* _Directions for this task_
From the entries below, extract every line that includes the word "index".
=== Material provided ===
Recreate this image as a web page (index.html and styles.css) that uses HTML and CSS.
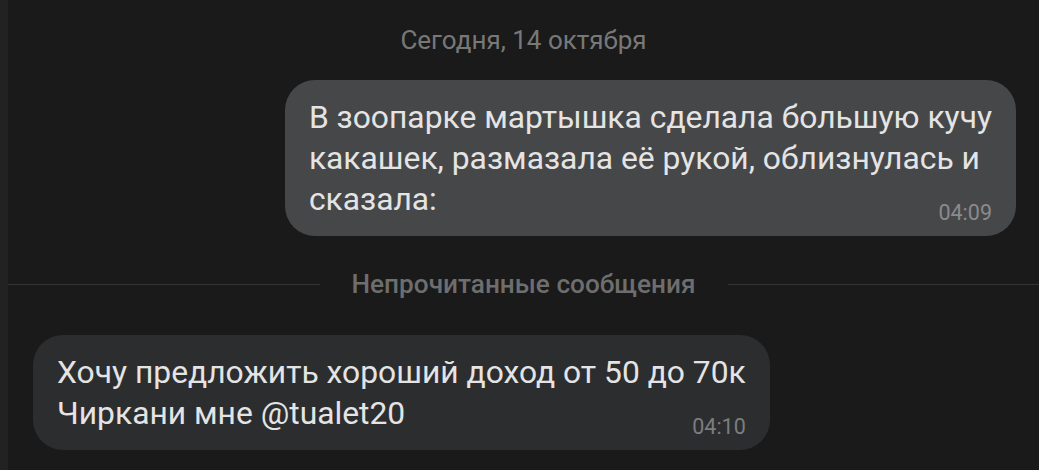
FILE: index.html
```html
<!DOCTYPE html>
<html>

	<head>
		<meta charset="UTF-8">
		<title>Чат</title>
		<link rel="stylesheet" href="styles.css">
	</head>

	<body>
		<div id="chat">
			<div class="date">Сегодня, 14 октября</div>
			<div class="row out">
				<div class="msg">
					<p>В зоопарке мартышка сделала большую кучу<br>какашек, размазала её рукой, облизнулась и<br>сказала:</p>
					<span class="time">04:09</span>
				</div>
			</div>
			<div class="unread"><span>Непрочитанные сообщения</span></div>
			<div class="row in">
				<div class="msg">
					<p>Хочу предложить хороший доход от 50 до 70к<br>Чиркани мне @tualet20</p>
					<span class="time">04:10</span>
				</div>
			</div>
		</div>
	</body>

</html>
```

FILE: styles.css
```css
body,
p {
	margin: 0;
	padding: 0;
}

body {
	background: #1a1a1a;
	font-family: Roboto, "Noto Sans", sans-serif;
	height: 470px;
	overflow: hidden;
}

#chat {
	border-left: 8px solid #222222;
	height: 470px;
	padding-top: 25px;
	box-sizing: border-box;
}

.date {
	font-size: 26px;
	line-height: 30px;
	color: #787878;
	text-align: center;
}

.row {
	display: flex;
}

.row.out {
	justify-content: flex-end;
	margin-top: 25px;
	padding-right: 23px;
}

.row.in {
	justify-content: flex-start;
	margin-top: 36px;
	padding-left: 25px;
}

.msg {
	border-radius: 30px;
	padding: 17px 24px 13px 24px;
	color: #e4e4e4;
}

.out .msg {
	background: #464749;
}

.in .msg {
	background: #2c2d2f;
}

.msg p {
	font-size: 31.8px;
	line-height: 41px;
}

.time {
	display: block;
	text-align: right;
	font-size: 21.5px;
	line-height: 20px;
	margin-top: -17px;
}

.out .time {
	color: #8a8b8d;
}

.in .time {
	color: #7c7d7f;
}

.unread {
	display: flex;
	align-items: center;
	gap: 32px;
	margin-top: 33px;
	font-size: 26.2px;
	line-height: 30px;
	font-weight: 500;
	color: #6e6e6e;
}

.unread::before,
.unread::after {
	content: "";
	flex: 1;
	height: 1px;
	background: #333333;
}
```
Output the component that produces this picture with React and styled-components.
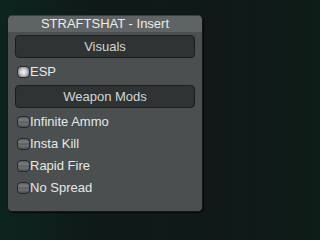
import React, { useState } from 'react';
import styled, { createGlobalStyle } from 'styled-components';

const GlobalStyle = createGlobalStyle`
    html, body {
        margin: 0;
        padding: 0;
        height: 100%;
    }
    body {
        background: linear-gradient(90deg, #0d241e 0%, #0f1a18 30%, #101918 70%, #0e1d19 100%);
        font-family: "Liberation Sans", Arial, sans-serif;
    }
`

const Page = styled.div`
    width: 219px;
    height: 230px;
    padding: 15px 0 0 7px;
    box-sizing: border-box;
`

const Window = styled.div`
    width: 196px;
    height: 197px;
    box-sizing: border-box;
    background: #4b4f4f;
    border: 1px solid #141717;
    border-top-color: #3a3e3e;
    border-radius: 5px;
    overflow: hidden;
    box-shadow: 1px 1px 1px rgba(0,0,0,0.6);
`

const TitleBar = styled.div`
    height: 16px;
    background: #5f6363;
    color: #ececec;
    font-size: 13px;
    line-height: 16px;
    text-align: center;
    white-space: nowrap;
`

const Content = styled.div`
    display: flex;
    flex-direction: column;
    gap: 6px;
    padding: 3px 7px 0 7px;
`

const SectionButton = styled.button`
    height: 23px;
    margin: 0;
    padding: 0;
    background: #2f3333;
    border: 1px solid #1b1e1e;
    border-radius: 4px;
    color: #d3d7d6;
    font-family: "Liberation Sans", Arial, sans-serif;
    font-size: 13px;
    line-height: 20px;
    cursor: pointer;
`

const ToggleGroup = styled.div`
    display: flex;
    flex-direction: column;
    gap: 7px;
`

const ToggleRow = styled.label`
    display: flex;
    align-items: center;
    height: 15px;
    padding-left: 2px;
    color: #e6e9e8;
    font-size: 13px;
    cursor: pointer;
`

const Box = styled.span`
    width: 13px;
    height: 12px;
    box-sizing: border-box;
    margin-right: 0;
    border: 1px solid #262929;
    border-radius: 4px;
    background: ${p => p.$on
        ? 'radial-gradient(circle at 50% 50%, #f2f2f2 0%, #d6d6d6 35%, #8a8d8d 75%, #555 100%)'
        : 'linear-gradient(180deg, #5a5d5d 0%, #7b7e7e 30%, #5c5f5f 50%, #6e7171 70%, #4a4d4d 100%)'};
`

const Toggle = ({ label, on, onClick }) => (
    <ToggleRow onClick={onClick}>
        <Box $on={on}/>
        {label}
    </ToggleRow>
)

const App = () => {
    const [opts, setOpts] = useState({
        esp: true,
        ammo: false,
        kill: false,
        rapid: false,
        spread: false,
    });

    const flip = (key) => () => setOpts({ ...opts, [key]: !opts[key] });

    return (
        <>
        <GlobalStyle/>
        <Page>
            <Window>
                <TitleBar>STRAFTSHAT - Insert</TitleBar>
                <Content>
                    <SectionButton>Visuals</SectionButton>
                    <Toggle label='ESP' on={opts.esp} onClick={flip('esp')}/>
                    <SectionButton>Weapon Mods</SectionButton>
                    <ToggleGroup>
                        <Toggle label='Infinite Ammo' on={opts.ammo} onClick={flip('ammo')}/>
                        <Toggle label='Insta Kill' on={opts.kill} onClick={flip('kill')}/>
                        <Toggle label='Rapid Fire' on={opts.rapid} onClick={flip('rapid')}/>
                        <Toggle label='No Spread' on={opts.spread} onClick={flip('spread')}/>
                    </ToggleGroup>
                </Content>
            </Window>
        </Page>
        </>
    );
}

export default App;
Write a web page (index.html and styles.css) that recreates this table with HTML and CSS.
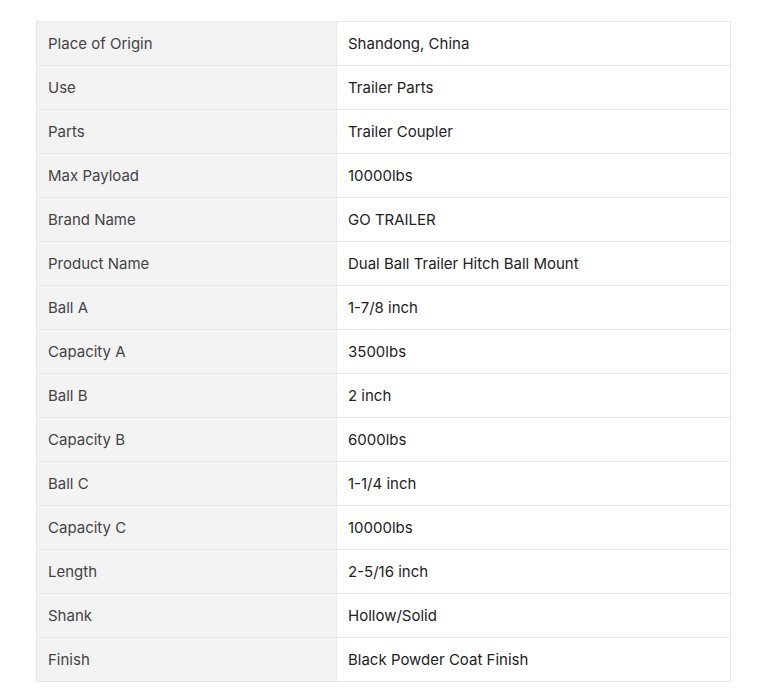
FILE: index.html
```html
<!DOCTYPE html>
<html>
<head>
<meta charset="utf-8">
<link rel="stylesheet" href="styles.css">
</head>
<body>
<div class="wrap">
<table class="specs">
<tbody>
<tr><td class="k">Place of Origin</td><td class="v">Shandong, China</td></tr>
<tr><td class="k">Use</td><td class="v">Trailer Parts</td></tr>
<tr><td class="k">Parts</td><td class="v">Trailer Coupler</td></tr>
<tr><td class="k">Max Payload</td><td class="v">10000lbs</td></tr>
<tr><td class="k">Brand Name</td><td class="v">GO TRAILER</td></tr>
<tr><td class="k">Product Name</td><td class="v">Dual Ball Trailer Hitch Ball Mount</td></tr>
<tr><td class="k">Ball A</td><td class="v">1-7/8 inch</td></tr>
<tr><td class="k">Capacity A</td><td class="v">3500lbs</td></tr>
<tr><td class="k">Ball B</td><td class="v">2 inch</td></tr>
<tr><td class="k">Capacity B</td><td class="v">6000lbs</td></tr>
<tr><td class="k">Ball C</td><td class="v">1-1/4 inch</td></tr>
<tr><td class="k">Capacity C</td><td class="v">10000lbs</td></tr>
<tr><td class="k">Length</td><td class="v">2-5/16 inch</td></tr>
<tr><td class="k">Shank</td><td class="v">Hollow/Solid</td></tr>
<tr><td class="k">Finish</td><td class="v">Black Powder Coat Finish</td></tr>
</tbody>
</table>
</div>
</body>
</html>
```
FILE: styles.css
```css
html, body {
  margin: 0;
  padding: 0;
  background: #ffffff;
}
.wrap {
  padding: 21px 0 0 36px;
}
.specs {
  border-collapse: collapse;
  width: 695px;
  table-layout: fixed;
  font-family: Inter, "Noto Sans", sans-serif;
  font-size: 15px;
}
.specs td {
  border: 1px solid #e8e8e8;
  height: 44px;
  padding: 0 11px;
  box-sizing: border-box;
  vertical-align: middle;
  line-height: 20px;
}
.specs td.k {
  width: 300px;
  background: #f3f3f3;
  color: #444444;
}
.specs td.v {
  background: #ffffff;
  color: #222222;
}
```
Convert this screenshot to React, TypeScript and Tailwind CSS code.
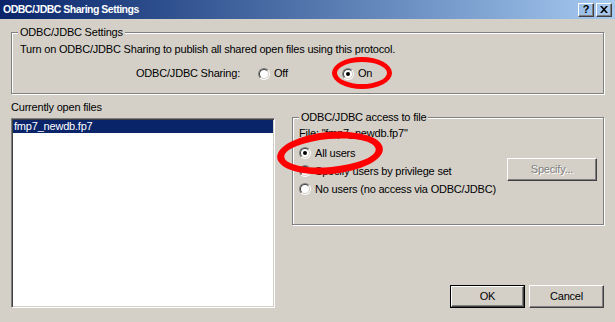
===
* _Expected output_
Recreate this image as a web page (index.html and styles.css) that uses HTML and CSS.
FILE: index.html
Write a web page (index.html and styles.css) that recreates this table with HTML and CSS.
FILE: index.html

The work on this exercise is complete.